First of all, it’s a lot of music, and for the trumpets, a great deal of playing. After trumpet vacation, it’s a challenge to have the stamina to sound good all the way to the end. This also means it’s a great opportunity to get in a good block of face time to rebuild the strength that went away over the holiday, and hopefully more efficiently. 

This much playing on rotary trumpet is also a really great opportunity to get more comfortable on the instrument, which in North America often doesn’t get its due in the practice room. Even finding a functional and comfortable grip can be a challenge, especially in long waltzes where it feels like there’s not even enough rest to empty the instrument.

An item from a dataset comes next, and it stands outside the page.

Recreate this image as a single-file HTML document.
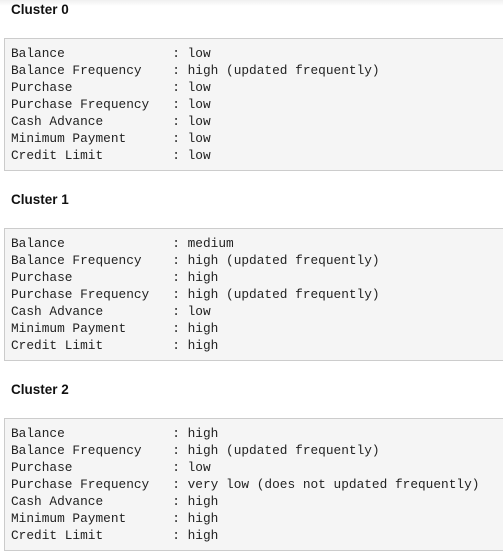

Since we’re playing a great deal of background material, it means it’s also a good opportunity to dial in reading and transposition skills again after the break. A huge challenge is dealing with the roadmaps of waltz cycles and polkas, which can be extremely convoluted and fast-paced. Getting good at reading these charts make pops arrangements a breeze!

When all is said and done, the first trumpet folder for a show like this is quite well-rounded: loud, soft, lyrical, articulate, high, low, really a bit of almost everything. It can be a great deal of fun, when things are working well. The Blue Danube is a perfect example, if cliché. Passages with the woodwinds, soft and loud solos, and throughout the piece great opportunities for very stylish playing. 

Any programme can be an opportunity to work on at least some parts of your playing. A show like this that we play every year can become monotonous, but by reminding yourself what you can contribute and what you can gain it can become a useful building opportunity, plus a much more righteous day at the office than it otherwise would be.